There is no question that artificial intelligence is surging in Canada. During the first quarter of 2018 alone, $89 million was invested into Canadian AI companies.
To date, critics evaluating the legal impact of AI have largely focused on concerns related to the protection of individual privacy, security issues and, of course, ethics and bias. Other areas of legal concern associated with AI usage have received less airplay, including product liability.
However, as the use of AI proliferates and as the systems themselves become more autonomous, the risk that they will cause harm to property or individuals naturally increases.
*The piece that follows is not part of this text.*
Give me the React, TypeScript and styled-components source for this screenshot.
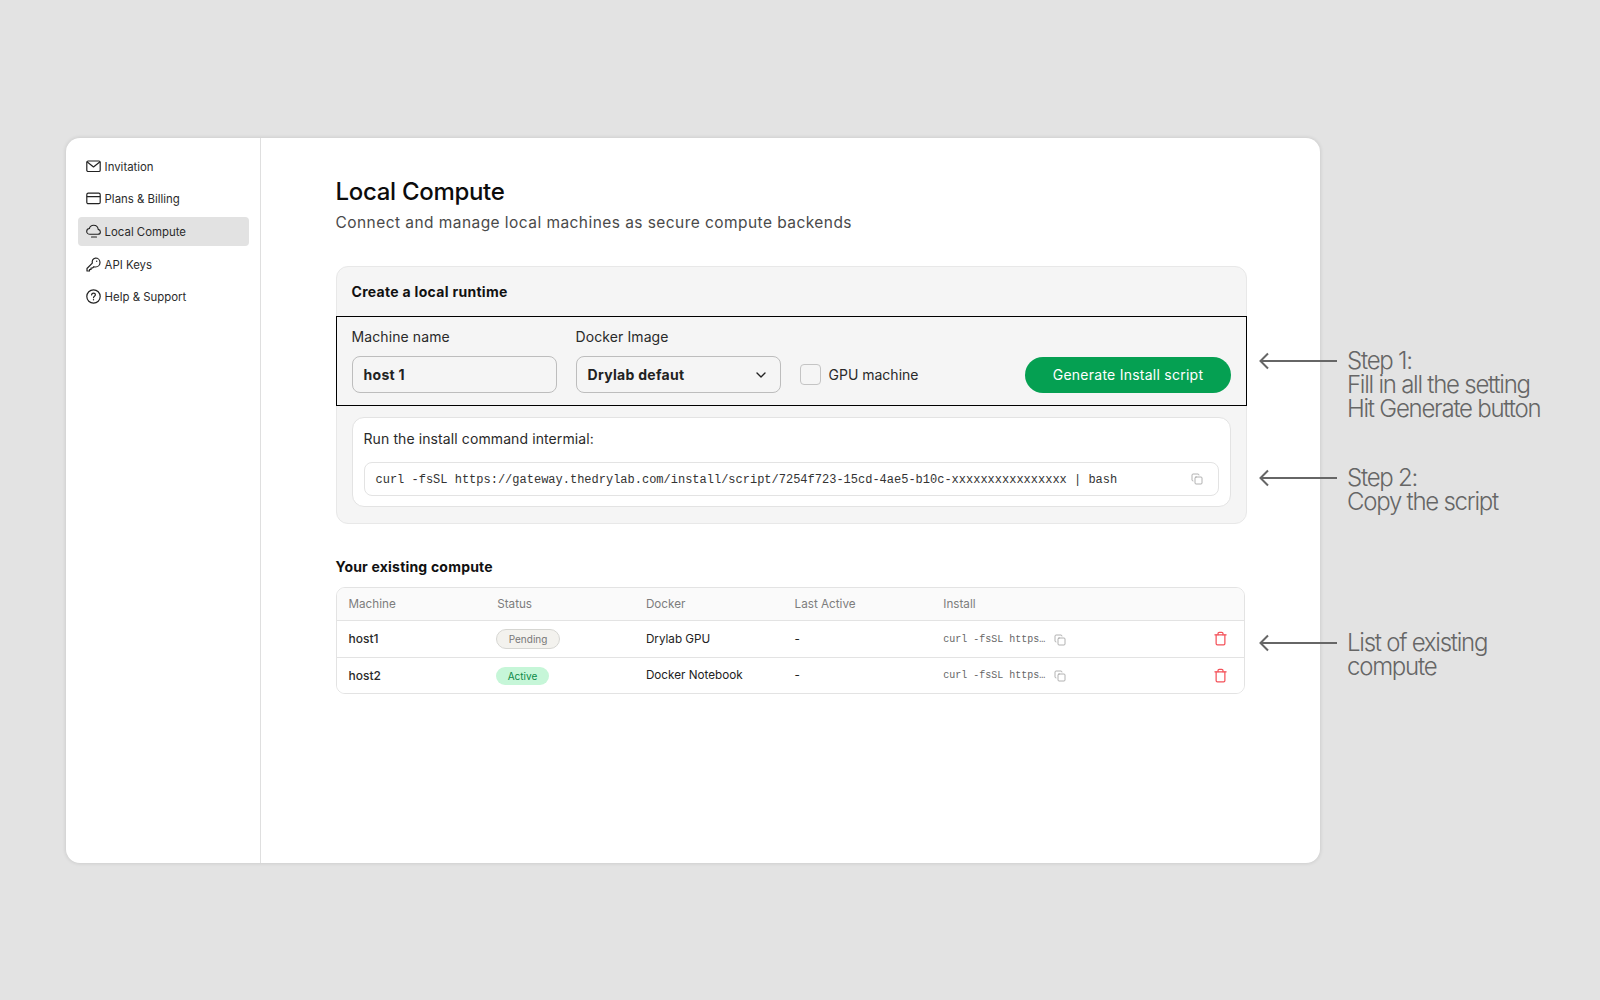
import React from "react";
import styled, { createGlobalStyle } from "styled-components";
import { ChevronDown, Copy, Trash } from "lucide-react";

const Global = createGlobalStyle`
  html, body { margin: 0; padding: 0; background: #e3e3e3; }
  body { font-family: Inter, "Liberation Sans", sans-serif; color: #111; }
  * { box-sizing: border-box; }
`;

const Page = styled.div`
  position: relative;
  width: 1600px;
  height: 1000px;
  padding: 138px 0 0 66px;
  overflow: hidden;
`;

const Card = styled.div`
  width: 1254px;
  height: 725px;
  background: #fff;
  border-radius: 14px;
  box-shadow: 0 0 4px rgba(0, 0, 0, 0.14);
  display: flex;
  overflow: hidden;
`;

const Sidebar = styled.nav`
  width: 195px;
  flex: none;
  border-right: 1px solid #dfdfdf;
  padding: 14px 11px 0 12px;
  display: flex;
  flex-direction: column;
  gap: 3.7px;
`;

const NavItem = styled.div<{ $active?: boolean }>`
  height: 29px;
  border-radius: 4px;
  display: flex;
  align-items: center;
  gap: 3.6px;
  padding-left: 8px;
  font-size: 11.4px;
  color: #2b2b2b;
  background: ${(p) => (p.$active ? "#e2e2e2" : "transparent")};
  svg { flex: none; margin-top: -1px; }
`;

const Main = styled.main`
  flex: 1;
  padding: 39px 0 0 74.5px;
  min-width: 0;
`;

const Title = styled.h1`
  margin: 0;
  font-size: 24px;
  line-height: 29px;
  font-weight: 500;
  letter-spacing: -0.3px;
  color: #0c0c0c;
`;

const Subtitle = styled.p`
  margin: 7px 0 0;
  font-size: 15.5px;
  line-height: 20px;
  color: #4a4a4a;
  letter-spacing: 0.44px;
`;

const Panel = styled.section`
  width: 911.5px;
  height: 258px;
  margin-top: 33px;
  background: #f5f5f5;
  border: 1px solid #e8e8e8;
  border-radius: 12px;
`;

const PanelTitle = styled.h2`
  margin: 0;
  height: 49px;
  padding: 16px 0 0 15px;
  font-size: 14px;
  line-height: 17px;
  font-weight: 700;
  letter-spacing: 0.3px;
  color: #111;
`;

const FormRow = styled.div`
  margin: 0 -1px;
  height: 90px;
  border: 1px solid #000;
  padding: 11px 15px 0 15px;
  display: flex;
  align-items: flex-start;
`;

const Field = styled.div`
  width: 205px;
  margin-right: 19px;
`;

const FieldLabel = styled.div`
  font-size: 14px;
  line-height: 18px;
  letter-spacing: 0.1px;
  color: #2a2a2a;
  margin-bottom: 10px;
`;

const TextBox = styled.div`
  height: 37px;
  border: 1px solid #bdbdbd;
  border-radius: 8px;
  padding: 0 11px;
  display: flex;
  align-items: center;
  justify-content: space-between;
  font-size: 14px;
  font-weight: 700;
  letter-spacing: 0.3px;
  color: #222;
`;

const CheckRow = styled.label`
  margin-top: 36px;
  display: flex;
  align-items: center;
  gap: 8px;
  font-size: 14px;
  color: #2a2a2a;
  line-height: 20px;
`;

const CheckBox = styled.span`
  width: 21px;
  height: 21px;
  border: 1px solid #c4c4c4;
  border-radius: 4px;
  background: #f5f5f5;
`;

const GenerateButton = styled.button`
  margin: 29px 0 0 auto;
  width: 206px;
  height: 36px;
  padding: 0 0 2px;
  border: 0;
  border-radius: 18px;
  background: #05a052;
  color: #fff;
  font-family: inherit;
  font-size: 14px;
  letter-spacing: 0.25px;
`;

const ScriptCard = styled.div`
  margin: 11px 15px 0;
  height: 90px;
  background: #fff;
  border: 1px solid #e3e3e3;
  border-radius: 12px;
  padding: 12px 11px 0;
`;

const ScriptLabel = styled.div`
  font-size: 14px;
  line-height: 18px;
  letter-spacing: 0.1px;
  color: #2a2a2a;
`;

const CommandBox = styled.div`
  margin-top: 14px;
  height: 34px;
  border: 1px solid #e3e3e3;
  border-radius: 8px;
  padding: 1px 15px 0 11px;
  display: flex;
  align-items: center;
  justify-content: space-between;
  font-family: "Liberation Mono", monospace;
  font-size: 12px;
  color: #333;
  svg { color: #999; margin-top: -1px; }
`;

const SectionTitle = styled.h3`
  margin: 34px 0 0;
  font-size: 14px;
  line-height: 18px;
  font-weight: 700;
  letter-spacing: 0.2px;
  color: #111;
`;

const Table = styled.div`
  width: 909.5px;
  margin-top: 11px;
  border: 1px solid #e3e3e3;
  border-radius: 9px;
  overflow: hidden;
`;

const Row = styled.div<{ $head?: boolean }>`
  display: grid;
  grid-template-columns: 148.7px 148.7px 148.7px 148.7px 1fr 38px;
  align-items: center;
  height: ${(p) => (p.$head ? "32px" : "36.5px")};
  padding-left: 12px;
  background: ${(p) => (p.$head ? "#fafafa" : "#fff")};
  color: ${(p) => (p.$head ? "#7d7d7d" : "#222")};
  font-size: 11.7px;
  & + & { border-top: 1px solid #e3e3e3; }
`;

const HostName = styled.span`
  font-weight: 500;
  font-size: 12px;
  color: #2a2a2a;
`;

const Badge = styled.span<{ $tone: "pending" | "active" }>`
  justify-self: start;
  height: ${(p) => (p.$tone === "pending" ? "20px" : "18px")};
  padding: 0 11.5px;
  display: inline-flex;
  align-items: center;
  border-radius: 10px;
  font-size: 10px;
  margin: ${(p) => (p.$tone === "active" ? "1px" : "0")} 0 0 -1px;
  background: ${(p) => (p.$tone === "pending" ? "#f3f2ee" : "#c6f6d8")};
  border: ${(p) => (p.$tone === "pending" ? "1px solid #d6d6d2" : "0")};
  color: ${(p) => (p.$tone === "pending" ? "#777" : "#0a8a47")};
`;

const InstallCell = styled.span`
  display: flex;
  align-items: center;
  gap: 9px;
  font-family: "Liberation Mono", monospace;
  font-size: 10px;
  color: #666;
  padding-top: 1px;
  svg { color: #999; margin-top: 1px; }
`;

const DeleteIcon = styled.span`
  display: flex;
  margin-left: 6.5px;
  color: #f4525a;
`;

const Callout = styled.div<{ $top: number }>`
  position: absolute;
  left: 1259px;
  top: ${(p) => p.$top}px;
  display: flex;
  align-items: flex-start;
  gap: 10px;
`;

const CalloutText = styled.div`
  font-size: 24px;
  font-weight: 300;
  line-height: 24px;
  letter-spacing: -1.25px;
  color: #666;
  white-space: pre-line;
`;

const Arrow = () => (
  <svg width="78" height="24" viewBox="0 0 78 24" fill="none" stroke="#666" strokeWidth="2">
    <path d="M1.500 12h76.500M9 4.500L1.500 12 9 19.500" />
  </svg>
);

const MailIcon = () => (
  <svg width="15" height="15" viewBox="0 0 15 15" fill="none" stroke="#222" strokeWidth="1.2" strokeLinejoin="round">
    <rect x=".8" y="2" width="13.400" height="10.500" rx="1.300" />
    <path d="M1 2.800L7.500 8l6.500-5.200" />
  </svg>
);

const CardIcon = () => (
  <svg width="15" height="15" viewBox="0 0 15 15" fill="none" stroke="#222" strokeWidth="1.2">
    <rect x=".8" y="2.200" width="13.400" height="10.500" rx="1.500" />
    <path d="M.8 5.700h13.400" />
  </svg>
);

const CloudIcon = () => (
  <svg width="15" height="15" viewBox="0 0 15 15" fill="none" stroke="#222" strokeWidth="1.100" strokeLinecap="round" strokeLinejoin="round">
    <path d="M4 10.300C2 10.300.7 9 .7 7.400.7 5.900 1.900 4.700 3.400 4.500 3.900 2.600 5.600 1.200 7.600 1.200c2.400 0 4.400 1.800 4.600 4.200 1.300.3 2.200 1.400 2.200 2.600 0 1.300-1.200 2.300-2.700 2.300H4z" />
    <path d="M5.500 13h5" />
  </svg>
);

const KeyIcon = () => (
  <svg width="15" height="15" viewBox="0 0 15 15" fill="none" stroke="#222" strokeWidth="1.200" strokeLinejoin="round">
    <path d="M9.500 1c2.500 0 4.500 2 4.500 4.500S12 10 9.500 10c-.6 0-1.100-.1-1.600-.3L6.500 11H5v1.500H3.500V14H1v-2.500l5.300-5.400A4.500 4.500 0 0 1 9.500 1z" />
    <circle cx="10.700" cy="4.300" r=".7" fill="#222" stroke="none" />
  </svg>
);

const HelpIcon = () => (
  <svg width="15" height="15" viewBox="0 0 15 15" fill="none" stroke="#222" strokeWidth="1.200" strokeLinecap="round">
    <circle cx="7.500" cy="7.500" r="6.700" />
    <path d="M5.600 5.900c.1-1 .9-1.700 1.900-1.700 1.100 0 1.900.7 1.900 1.600 0 1.500-1.900 1.500-1.900 2.900" />
    <circle cx="7.500" cy="10.700" r=".7" fill="#222" stroke="none" />
  </svg>
);

const nav = [
  { label: "Invitation", icon: <MailIcon /> },
  { label: "Plans & Billing", icon: <CardIcon /> },
  { label: "Local Compute", icon: <CloudIcon />, active: true },
  { label: "API Keys", icon: <KeyIcon /> },
  { label: "Help & Support", icon: <HelpIcon /> },
];

const rows = [
  { host: "host1", tone: "pending" as const, status: "Pending", docker: "Drylab GPU" },
  { host: "host2", tone: "active" as const, status: "Active", docker: "Docker Notebook" },
];

export default function App() {
  return (
    <Page>
      <Global />
      <Card>
        <Sidebar>
          {nav.map((n) => (
            <NavItem key={n.label} $active={n.active}>
              {n.icon}
              {n.label}
            </NavItem>
          ))}
        </Sidebar>
        <Main>
          <Title>Local Compute</Title>
          <Subtitle>Connect and manage local machines as secure compute backends</Subtitle>
          <Panel>
            <PanelTitle>Create a local runtime</PanelTitle>
            <FormRow>
              <Field>
                <FieldLabel>Machine name</FieldLabel>
                <TextBox>host 1</TextBox>
              </Field>
              <Field>
                <FieldLabel>Docker Image</FieldLabel>
                <TextBox>
                  Drylab defaut
                  <ChevronDown size={16} strokeWidth={2} color="#222" />
                </TextBox>
              </Field>
              <CheckRow>
                <CheckBox />
                GPU machine
              </CheckRow>
              <GenerateButton>Generate Install script</GenerateButton>
            </FormRow>
            <ScriptCard>
              <ScriptLabel>Run the install command intermial:</ScriptLabel>
              <CommandBox>
                curl -fsSL https://gateway.thedrylab.com/install/script/7254f723-15cd-4ae5-b10c-xxxxxxxxxxxxxxxx | bash
                <Copy size={12} strokeWidth={1.5} />
              </CommandBox>
            </ScriptCard>
          </Panel>
          <SectionTitle>Your existing compute</SectionTitle>
          <Table>
            <Row $head>
              <span>Machine</span>
              <span>Status</span>
              <span>Docker</span>
              <span>Last Active</span>
              <span>Install</span>
              <span />
            </Row>
            {rows.map((r) => (
              <Row key={r.host}>
                <HostName>{r.host}</HostName>
                <Badge $tone={r.tone}>{r.status}</Badge>
                <span>{r.docker}</span>
                <span>-</span>
                <InstallCell>
                  curl -fsSL https…
                  <Copy size={12} strokeWidth={1.5} />
                </InstallCell>
                <DeleteIcon>
                  <Trash size={15} strokeWidth={2} />
                </DeleteIcon>
              </Row>
            ))}
          </Table>
        </Main>
      </Card>
      <Callout $top={349}>
        <Arrow />
        <CalloutText>{"Step 1:\nFill in all the setting\nHit Generate button"}</CalloutText>
      </Callout>
      <Callout $top={466}>
        <Arrow />
        <CalloutText>{"Step 2:\nCopy the script"}</CalloutText>
      </Callout>
      <Callout $top={631}>
        <Arrow />
        <CalloutText>{"List of existing\ncompute"}</CalloutText>
      </Callout>
    </Page>
  );
}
It is now unclear how and if the existing Canadian legal framework will apply to damages or losses resulting from AI use or operation.
For example, will software-based AI systems offered as a service be deemed to be products?
Defective products laws could apply when AI systems do not perform as intended and cause damages or injuries to a person or property. In Canada, those seeking redress will look to the legal concepts of tort, contract and, in certain instances, consumer protection legislation.
Under Canadian tort principles, the three main causes of action arising from a defective product relate to negligent design, negligent manufacture and failure to warn. In a negligence-based cause of action (as opposed to strict liability standard), the plaintiff must be able to prove not only that the defendant both owed a duty of care to the plaintiff and breached the requisite standard of care but also that there was a defect with the product. Successful plaintiffs must also establish a link between the defect, the negligent act and the harm suffered.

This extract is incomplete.